Bright Green Jalapeño Buffalo Sauce
Ingredients
- 4 fresh jalapeños, stems removed (seeded for mild)
- 4 tablespoons unsalted butter, melted and cooled
- 2 tablespoons apple cider vinegar
- 2 tablespoons olive oil
- 1 clove garlic
- 1/4 cup fresh cilantro (optional)
- Juice of 1 lime
- 1/2 teaspoon salt
- 1/4 teaspoon cumin
Method
- Blend all ingredients in a blender or food processor until smooth.
- Taste and adjust: more vinegar for tang, more lime for brightness, more jalapeño for heat.
- If too thick: add 1 tablespoon water and blend again.
- This sauce is served as a fresh green sauce — it's not emulsified with heat like standard buffalo. Serve immediately or refrigerate up to 3 days.
Tips
- This green version is more of a green hot sauce than traditional buffalo — it works beautifully as a wing dipping sauce or a drizzle over grilled chicken tacos.
- The cilantro is optional — omit for guests with the cilantro aversion.
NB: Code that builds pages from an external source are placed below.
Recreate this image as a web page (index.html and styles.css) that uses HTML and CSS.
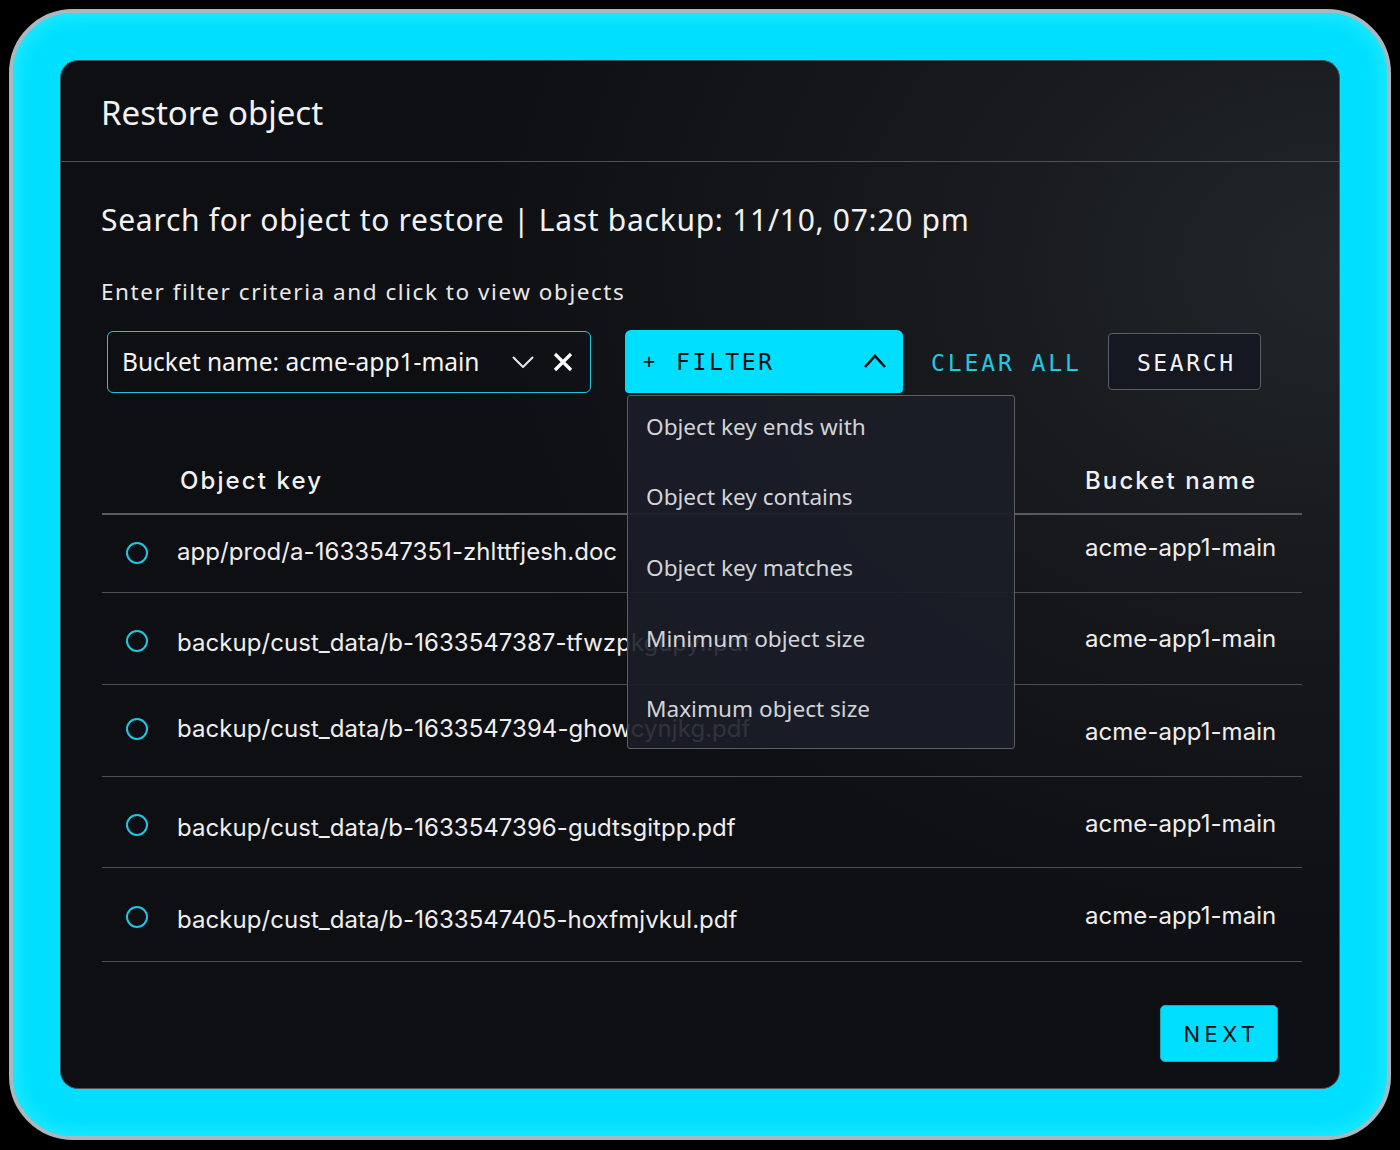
FILE: index.html
```html
<!DOCTYPE html>
<html>
<head>
<meta charset="utf-8">
<link rel="stylesheet" href="styles.css">
</head>
<body>
<div class="glow">
  <div class="dialog">
    <div class="dialog-header">
      <h1 class="title">Restore object</h1>
    </div>
    <div class="dialog-body">
      <h2 class="subtitle">Search for object to restore | Last backup: 11/10, 07:20 pm</h2>
      <p class="hint">Enter filter criteria and click to view objects</p>
      <div class="controls">
        <div class="chip-input">
          <span class="chip-text">Bucket name: acme-app1-main</span>
          <svg class="chev-down" width="22" height="12" viewBox="0 0 22 12"><path d="M1 1 L11 11 L21 1" fill="none" stroke="#e8e8e8" stroke-width="2"/></svg>
          <svg class="close-x" width="20" height="20" viewBox="0 0 20 20"><path d="M2 2 L18 18 M18 2 L2 18" fill="none" stroke="#ffffff" stroke-width="3.2"/></svg>
        </div>
        <div class="filter-wrap">
          <button class="filter-btn">
            <span class="plus">+</span>
            <span class="filter-label">FILTER</span>
            <svg class="chev-up" width="22" height="14" viewBox="0 0 22 14"><path d="M1 13 L11 2 L21 13" fill="none" stroke="#0b0d10" stroke-width="2.6"/></svg>
          </button>
          <ul class="menu">
            <li>Object key ends with</li>
            <li>Object key contains</li>
            <li>Object key matches</li>
            <li>Minimum object size</li>
            <li>Maximum object size</li>
          </ul>
        </div>
        <button class="clear-btn">CLEAR ALL</button>
        <button class="search-btn">SEARCH</button>
      </div>
      <div class="table">
        <div class="thead">
          <div class="c-radio"></div>
          <div class="c-key">Object key</div>
          <div class="c-bucket">Bucket name</div>
        </div>
        <div class="row r1">
          <div class="c-radio"><span class="radio"></span></div>
          <div class="c-key">app/prod/a-1633547351-zhlttfjesh.doc</div>
          <div class="c-bucket">acme-app1-main</div>
        </div>
        <div class="row r2">
          <div class="c-radio"><span class="radio"></span></div>
          <div class="c-key">backup/cust_data/b-1633547387-tfwzpkgupyi.pdf</div>
          <div class="c-bucket">acme-app1-main</div>
        </div>
        <div class="row r3">
          <div class="c-radio"><span class="radio"></span></div>
          <div class="c-key">backup/cust_data/b-1633547394-ghowcynjkg.pdf</div>
          <div class="c-bucket">acme-app1-main</div>
        </div>
        <div class="row r4">
          <div class="c-radio"><span class="radio"></span></div>
          <div class="c-key">backup/cust_data/b-1633547396-gudtsgitpp.pdf</div>
          <div class="c-bucket">acme-app1-main</div>
        </div>
        <div class="row r5">
          <div class="c-radio"><span class="radio"></span></div>
          <div class="c-key">backup/cust_data/b-1633547405-hoxfmjvkul.pdf</div>
          <div class="c-bucket">acme-app1-main</div>
        </div>
      </div>
      <div class="footer">
        <button class="next-btn">NEXT</button>
      </div>
    </div>
  </div>
</div>
</body>
</html>
```

FILE: styles.css
```css
* { box-sizing: border-box; }
html, body {
  margin: 0;
  padding: 0;
  background: #000;
  width: 1400px;
  height: 1150px;
  overflow: hidden;
}
.glow {
  margin: 9px 9px 0 9px;
  width: 1382px;
  height: 1131px;
  border: 4px solid #a7b9be;
  border-radius: 64px;
  background: #00dfff;
  padding: 47px;
  box-shadow: inset 0 0 16px 6px rgba(40, 236, 255, 0.7);
}
.dialog {
  width: 1280px;
  height: 1029px;
  border: 1px solid #505459;
  border-radius: 18px;
  background: radial-gradient(ellipse 900px 700px at 100% 20%, #22262a 0%, #16181b 50%, #0e0f12 100%), #0e0f12;
  background-color: #0e0f12;
  display: flex;
  flex-direction: column;
  font-family: "Noto Sans", "Open Sans", sans-serif;
  color: #f0f0f0;
  overflow: hidden;
}
.dialog-header {
  height: 101px;
  border-bottom: 1px solid #4c4f54;
  display: flex;
  align-items: center;
  padding-left: 40px;
  flex-shrink: 0;
}
.title {
  margin: 0;
  font-size: 33px;
  font-weight: 400;
  line-height: 40px;
  color: #f2f2f2;
  position: relative;
  top: 2px;
}
.dialog-body {
  padding: 0 36px 0 40px;
  display: flex;
  flex-direction: column;
  flex: 1;
}
.subtitle {
  margin: 38px 0 0 0;
  font-size: 30px;
  font-weight: 400;
  line-height: 40px;
  color: #f2f2f2;
  letter-spacing: 0.72px;
}
.hint {
  margin: 37px 0 0 0;
  font-size: 22.5px;
  line-height: 30px;
  color: #e8e8e8;
  letter-spacing: 1.55px;
}
.controls {
  margin-top: 22px;
  height: 64px;
  display: flex;
  align-items: center;
  padding-left: 6px;
  position: relative;
}
.chip-input {
  width: 484px;
  height: 62px;
  border: 1.5px solid #22c3dd;
  border-radius: 6px;
  display: flex;
  align-items: center;
  padding-left: 14px;
  margin-top: 1px;
}
.chip-text {
  font-size: 24.5px;
  color: #f4f4f4;
  flex: 1;
}
.chev-down { margin-right: 19px; }
.close-x { margin-right: 17px; }
.filter-wrap {
  margin-left: 34px;
  position: relative;
  height: 63px;
}
button {
  font-family: "DejaVu Sans Mono", "Liberation Mono", monospace;
  cursor: pointer;
}
.filter-btn {
  width: 278px;
  height: 63px;
  background: #00dfff;
  border: none;
  border-radius: 6px 6px 4px 4px;
  display: flex;
  align-items: center;
  padding: 0 0 0 18px;
  font-size: 23px;
  letter-spacing: 2.6px;
  color: #0b0d10;
}
.plus { font-size: 20px; width: 33px; text-align: left; }
.filter-label { position: relative; top: 1px; }
.chev-up { margin-left: auto; margin-right: 17px; }
.menu {
  position: absolute;
  left: 2px;
  top: 65px;
  width: 388px;
  height: 354px;
  margin: 0;
  padding: 0;
  list-style: none;
  background: rgba(27, 29, 40, 0.9);
  border: 1.5px solid #5b5e64;
  border-radius: 3px;
  z-index: 10;
}
.menu li {
  height: 70.6px;
  padding: 0 0 9px 18px;
  display: flex;
  align-items: center;
  font-size: 22.6px;
  color: #d2d4d8;
}
.clear-btn {
  margin-left: 28px;
  background: none;
  border: none;
  padding: 0;
  font-size: 23px;
  letter-spacing: 2.9px;
  color: #22c8e4;
  position: relative;
  top: 2px;
}
.search-btn {
  margin-left: 26px;
  width: 153px;
  height: 57px;
  background: #151821;
  border: 1.5px solid #5a5d63;
  border-radius: 4px;
  font-size: 23px;
  letter-spacing: 2.6px;
  color: #f2f2f2;
  padding: 4px 0 0 4px;
}
.table {
  margin-top: 58px;
  width: 1200px;
  margin-left: 1px;
  font-family: "Inter", "Noto Sans", sans-serif;
}
.thead {
  height: 64px;
  display: flex;
  align-items: center;
  border-bottom: 2px solid #56595d;
  font-size: 24px;
  font-weight: 500;
  letter-spacing: 2.1px;
  color: #f2f2f2;
}
.thead .c-key, .thead .c-bucket { position: relative; top: -2px; }
.c-radio { width: 70px; flex-shrink: 0; display: flex; justify-content: center; position: relative; }
.thead .c-key { padding-left: 8px; }
.c-key { flex: 1; white-space: nowrap; padding-left: 5px; position: relative; }
.c-bucket { width: 217px; flex-shrink: 0; position: relative; }
.row {
  display: flex;
  align-items: center;
  border-bottom: 1.5px solid #4a4d51;
  font-size: 24px;
  color: #eeeeee;
  letter-spacing: 0.05px;
}
.r1 { height: 78px; }
.r2 { height: 92px; }
.r3 { height: 92px; }
.r4 { height: 91px; }
.r5 { height: 94px; }
.r1 .c-key { top: -2px; }
.r1 .c-bucket { top: -6px; }
.r1 .c-radio { top: -1px; }
.r2 .c-key { top: 4px; }
.r2 .c-bucket { top: 0; }
.r2 .c-radio { top: 2px; }
.r3 .c-key { top: -2px; }
.r3 .c-bucket { top: 1px; }
.r3 .c-radio { top: -2px; }
.r4 .c-key { top: 5px; }
.r4 .c-bucket { top: 1px; }
.r4 .c-radio { top: 3px; }
.r5 .c-key { top: 5px; }
.r5 .c-bucket { top: 1px; }
.r5 .c-radio { top: 2px; }
.radio {
  width: 22px;
  height: 22px;
  border: 2.2px solid #1fc6e3;
  border-radius: 50%;
  display: block;
}
.footer {
  display: flex;
  justify-content: flex-end;
  margin-top: 43px;
  padding-right: 25px;
}
.next-btn {
  width: 118px;
  height: 57px;
  background: #00dfff;
  border: 1px solid #1aa9c0;
  border-radius: 5px;
  font-family: "Inter", "Noto Sans", sans-serif;
  font-size: 22px;
  letter-spacing: 4.5px;
  color: #0b0d10;
  padding: 0 0 0 5px;
}
```
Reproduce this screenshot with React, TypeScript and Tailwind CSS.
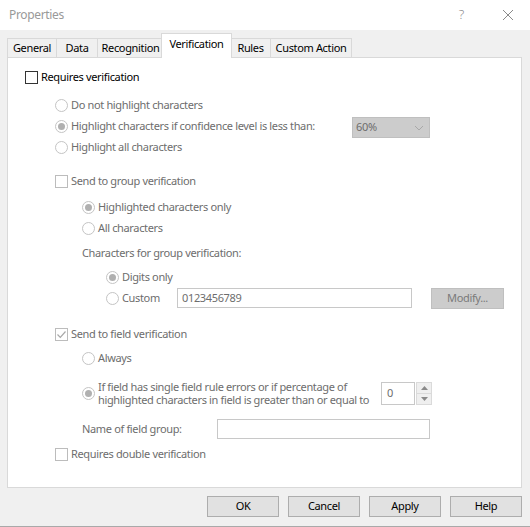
import React from 'react';

const TABS = [
  { label: 'General', w: 'w-[49px]' },
  { label: 'Data', w: 'w-[41px]' },
  { label: 'Recognition', w: 'w-[66px]' },
  { label: 'Verification', w: 'w-[67px]', active: true },
  { label: 'Rules', w: 'w-[40px]' },
  { label: 'Custom Action', w: 'w-[82px]' },
];

function CheckBox({ checked, disabled }: { checked?: boolean; disabled?: boolean }) {
  return (
    <span
      className={`flex h-[13px] w-[13px] shrink-0 items-center justify-center border bg-white ${
        disabled ? 'border-[#bcbcbc]' : 'border-[#333333]'
      }`}
    >
      {checked && (
        <svg width="11" height="11" viewBox="0 0 11 11">
          <path d="M1.5 5.5 L4.3 8.3 L9.5 2.5" fill="none" stroke="#a8a8a8" strokeWidth="1.2" />
        </svg>
      )}
    </span>
  );
}

function Radio({ checked }: { checked?: boolean }) {
  return (
    <span className="flex h-[13px] w-[13px] shrink-0 items-center justify-center rounded-full border border-[#c4c4c4] bg-white">
      {checked && <span className="h-[7px] w-[7px] rounded-full bg-[#b0b0b0]" />}
    </span>
  );
}

function Row({ children, className = '' }: { children: React.ReactNode; className?: string }) {
  return <div className={`flex h-[20px] items-center whitespace-nowrap ${className}`}>{children}</div>;
}

export default function App() {
  return (
    <div
      className="flex h-[527px] w-[530px] flex-col overflow-hidden border-b border-[#a9a9a9] bg-[#f0f0f0] text-[11px] tracking-[-0.35px] text-black"
      style={{ fontFamily: '"Noto Sans", "Open Sans", sans-serif' }}
    >
      {/* title bar */}
      <div className="flex h-[30px] shrink-0 items-center bg-white pl-[9px] pr-[16px] text-[#999999]">
        <span className="text-[12px]">Properties</span>
        <span className="ml-auto mr-[38px] text-[13px] font-light text-[#8a8a8a]">?</span>
        <svg width="12" height="12" viewBox="0 0 12 12">
          <path d="M1 1 L11 11 M11 1 L1 11" stroke="#8a8a8a" strokeWidth="1" />
        </svg>
      </div>

      <div className="flex flex-1 flex-col px-[7px] pt-[8px]">
        {/* tabs */}
        <div className="flex h-[19px] items-end whitespace-nowrap">
          {TABS.map((t) =>
            t.active ? (
              <div
                key={t.label}
                className={`relative z-10 -mx-[2px] -mb-[1px] box-content flex h-[22px] items-start justify-center border border-b-0 border-[#d9d9d9] bg-white px-[1px] pt-[2px] ${t.w}`}
              >
                {t.label}
              </div>
            ) : (
              <div
                key={t.label}
                className={`flex h-[19px] items-center justify-center border border-r-0 border-b-0 border-[#d9d9d9] last:border-r ${t.w}`}
              >
                {t.label}
              </div>
            )
          )}
        </div>

        {/* panel */}
        <div className="flex h-[431px] w-[515px] flex-col border border-[#d9d9d9] bg-white pl-[17px] pt-[9px] text-[#6d6d6d]">
          <Row className="gap-[3px] text-black">
            <CheckBox />
            <span>Requires verification</span>
          </Row>

          <div className="ml-[30px] mt-[8px] flex flex-col">
            <Row className="gap-[3px]">
              <Radio />
              <span>Do not highlight characters</span>
            </Row>
            <Row className="mt-[1px]">
              <Radio checked />
              <span className="ml-[3px] w-[278px]">Highlight characters if confidence level is less than:</span>
              <div className="ml-[3px] mt-[3px] flex h-[21px] w-[78px] items-center border border-[#bfbfbf] bg-[#cccccc] pl-[3px] pr-[5px] text-[#6d6d6d]">
                <span>60%</span>
                <svg className="ml-auto" width="10" height="6" viewBox="0 0 10 6">
                  <path d="M1 1 L5 5 L9 1" fill="none" stroke="#a8a8a8" strokeWidth="1" />
                </svg>
              </div>
            </Row>
            <Row className="mt-[1px] gap-[3px]">
              <Radio />
              <span>Highlight all characters</span>
            </Row>

            <Row className="mt-[14px] gap-[3px]">
              <CheckBox disabled />
              <span>Send to group verification</span>
            </Row>

            <div className="ml-[27px] mt-[6px] flex flex-col">
              <Row className="gap-[3px]">
                <Radio checked />
                <span>Highlighted characters only</span>
              </Row>
              <Row className="mt-[1px] gap-[3px]">
                <Radio />
                <span>All characters</span>
              </Row>
              <Row className="mt-[5px]">
                <span>Characters for group verification:</span>
              </Row>
              <div className="ml-[24px] mt-[4px] flex flex-col">
                <Row className="gap-[3px]">
                  <Radio checked />
                  <span>Digits only</span>
                </Row>
                <Row className="mt-[1px]">
                  <Radio />
                  <span className="ml-[3px] w-[55px]">Custom</span>
                  <div className="flex h-[20px] w-[235px] items-center border border-[#c8c8c8] bg-white pl-[4px]">
                    0123456789
                  </div>
                  <div className="ml-[19px] flex h-[21px] w-[73px] items-center justify-center border border-[#bfbfbf] bg-[#cccccc] text-[#7a7a7a]">
                    Modify...
                  </div>
                </Row>
              </div>
            </div>

            <Row className="mt-[16px] gap-[3px]">
              <CheckBox checked disabled />
              <span>Send to field verification</span>
            </Row>

            <div className="ml-[27px] mt-[4px] flex flex-col">
              <Row className="gap-[3px]">
                <Radio />
                <span>Always</span>
              </Row>
              <div className="mt-[12px] flex h-[26px] items-center">
                <Radio checked />
                <span className="ml-[3px] w-[280px] leading-[13px]">
                  If field has single field rule errors or if percentage of highlighted characters in field is greater than or equal to
                </span>
                <div className="ml-[3px] flex h-[23px] w-[34px] items-center border border-[#c8c8c8] bg-white pl-[5px]">0</div>
                <div className="ml-[1px] flex h-[23px] w-[16px] flex-col">
                  <div className="flex flex-1 items-center justify-center border border-[#dadada] bg-[#efefef]">
                    <svg width="7" height="4" viewBox="0 0 7 4">
                      <path d="M0 4 L3.5 0 L7 4 Z" fill="#8a8a8a" />
                    </svg>
                  </div>
                  <div className="flex flex-1 items-center justify-center border border-t-0 border-[#dadada] bg-[#efefef]">
                    <svg width="7" height="4" viewBox="0 0 7 4">
                      <path d="M0 0 L3.5 4 L7 0 Z" fill="#8a8a8a" />
                    </svg>
                  </div>
                </div>
              </div>
              <Row className="mt-[13px]">
                <span className="w-[135px]">Name of field group:</span>
                <div className="h-[20px] w-[213px] border border-[#c8c8c8] bg-white" />
              </Row>
            </div>

            <Row className="mt-[5px] gap-[3px]">
              <CheckBox disabled />
              <span>Requires double verification</span>
            </Row>
          </div>
        </div>

        {/* buttons */}
        <div className="mt-[8px] flex justify-end gap-[9px] pr-[1px]">
          {['OK', 'Cancel', 'Apply', 'Help'].map((b) => (
            <div
              key={b}
              className="flex h-[21px] w-[72px] items-center justify-center border border-[#adadad] bg-[#e1e1e1]"
            >
              {b}
            </div>
          ))}
        </div>
      </div>
    </div>
  );
}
Controlling Heat Level with Jalapeños
Jalapeño heat varies significantly:
- Green (unripened) jalapeños: Lighter, more herbaceous flavor; moderate heat
- Red (ripe) jalapeños: More heat, deeper flavor; noticeably spicier than green
- Seeds removed: 30–50% less heat; green flavor still present
- Seeds included: Full jalapeño heat
- Pickled jalapeños (from a jar): More acidic and less hot than fresh; work in a pinch but the flavor is different
- Number of peppers: 2 jalapeños = mild boost; 4–5 = clearly jalapeño-forward heat
💡 Jalapeño Buffalo for Tex-Mex Applications
Jalapeño buffalo sauce bridges the gap between classic buffalo wing flavors and Mexican-inspired cooking. It works exceptionally well for: buffalo chicken tacos (jalapeño buffalo on the chicken, topped with pickled red onion and avocado), buffalo quesadillas (jalapeño buffalo version has a more complete Mexican-fusion character than standard), and fajita bowls (jalapeño buffalo-glazed chicken over rice with sautéed peppers and onions). The jalapeño's Mexican-pepper heritage makes these combinations feel cohesive rather than forced.